We had to have hemp. We had to have hemp.
Pearl Harbor had been bombed. The country was at war, and we needed hemp for all sorts of things. Fifty years ago, hemp was our principal source of cordage—rope for ships, oakum for caulking. Its oil went into paints, varnishes, soap.
With overseas supplies in jeopardy, we would have to strip the stems for canvas and paper. We had to have hemp.
Stateside, the plant grew best in the Midwest—Indiana, Illinois, Michigan—some of the very best in Indiana. On advice from Washington, Hoosier farmers were directed to plant it: “Hemp for Victory.” The slogan was tantamount to an order. Men who had fought weeds all their lives now plowed under corn and beans and planted what they had long called a weed.
From the government’s point of view, it worked. Midwest farmers converted 300,000 acres to hemp. For generations a ditch weed allowed to grow along the roadsides to hold the soil had suddenly become Indiana’s most important crop. From its stems came the fibers that became products essential in wartime—especially fabrics and cordage no longer available from markets controlled by Japan.
When the war ended, demand collapsed. There were cheaper ways to make paper and canvas, better ways to make paints and varnishes. The government told American farmers it was time to return to food grains.
But many Indiana farmers had invested too much—in time, talent, and technology—to turn back easily. Returning to corn and beans would be prohibitively costly. So, they kept planting hemp. Even under threat of punishment, they kept planting.

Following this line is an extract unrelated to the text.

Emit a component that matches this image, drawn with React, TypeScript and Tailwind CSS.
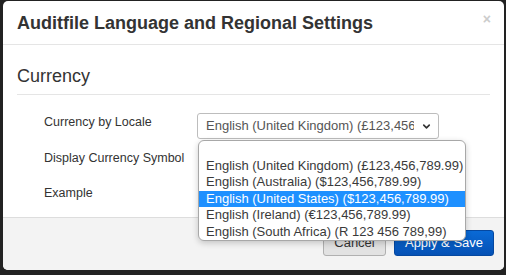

And over the years the methods changed. What had begun in open fields moved, in some places, behind closed doors. Lights were timed. Watering was automated. Varieties were selected and bred. In controlled rooms, row upon row rose from cubes of rock wool. The yields increased. The profits did, too.
Government agencies tried to stop them, but they were no match for the monster they—the government—had created. A bushel of corn might sell for two dollars and fifty cents; a bushel of manicured hemp could bring thousands. It was no longer the stems that industry wanted; it was the leaves. The stems, once precious, were nearly worthless. The money was in the foliage.
For what’s made from those leaves of that same plant is… marijuana.
And now you know the rest of the story.